• **SOURCE EXCERPT**
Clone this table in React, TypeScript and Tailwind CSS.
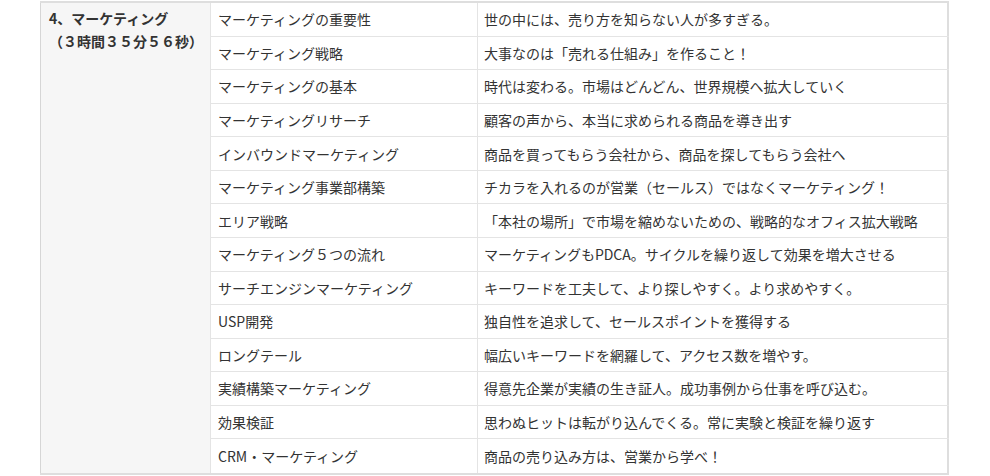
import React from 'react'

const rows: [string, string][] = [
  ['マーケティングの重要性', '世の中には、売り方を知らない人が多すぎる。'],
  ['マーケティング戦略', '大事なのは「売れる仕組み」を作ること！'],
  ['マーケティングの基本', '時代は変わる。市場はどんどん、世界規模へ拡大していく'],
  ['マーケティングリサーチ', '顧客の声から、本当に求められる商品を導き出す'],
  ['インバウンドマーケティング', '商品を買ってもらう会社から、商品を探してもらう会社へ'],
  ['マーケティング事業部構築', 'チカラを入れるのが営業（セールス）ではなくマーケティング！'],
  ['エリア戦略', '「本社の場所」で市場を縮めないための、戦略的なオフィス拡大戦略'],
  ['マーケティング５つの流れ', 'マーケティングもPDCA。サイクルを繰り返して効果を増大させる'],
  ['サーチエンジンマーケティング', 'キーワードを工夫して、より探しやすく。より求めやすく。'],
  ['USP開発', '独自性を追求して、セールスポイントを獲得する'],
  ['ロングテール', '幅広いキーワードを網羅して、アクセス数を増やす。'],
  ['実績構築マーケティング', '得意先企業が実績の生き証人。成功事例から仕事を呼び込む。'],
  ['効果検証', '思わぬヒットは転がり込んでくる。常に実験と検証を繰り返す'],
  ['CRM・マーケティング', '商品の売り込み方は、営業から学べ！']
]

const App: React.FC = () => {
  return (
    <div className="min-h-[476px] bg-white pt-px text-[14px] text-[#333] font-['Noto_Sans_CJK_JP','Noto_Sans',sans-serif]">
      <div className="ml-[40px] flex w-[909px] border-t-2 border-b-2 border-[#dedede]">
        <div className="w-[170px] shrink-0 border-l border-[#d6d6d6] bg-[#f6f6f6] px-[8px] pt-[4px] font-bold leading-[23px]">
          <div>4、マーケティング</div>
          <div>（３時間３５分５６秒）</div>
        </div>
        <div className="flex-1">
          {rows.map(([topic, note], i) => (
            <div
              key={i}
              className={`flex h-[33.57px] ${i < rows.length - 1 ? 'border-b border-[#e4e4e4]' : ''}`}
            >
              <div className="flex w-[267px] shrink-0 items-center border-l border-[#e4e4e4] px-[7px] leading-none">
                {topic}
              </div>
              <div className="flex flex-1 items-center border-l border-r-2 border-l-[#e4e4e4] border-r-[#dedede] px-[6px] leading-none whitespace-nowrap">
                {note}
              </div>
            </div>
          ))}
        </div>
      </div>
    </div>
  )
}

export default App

• **WORK INSTRUCTIONS**
Exactly as they appear, print the lines of the listing above from its first line through the line that contains "import React from 'react'", minus the pictures.

• **EXERCISE OUTPUT**
Clone this table in React, TypeScript and Tailwind CSS.
import React from 'react'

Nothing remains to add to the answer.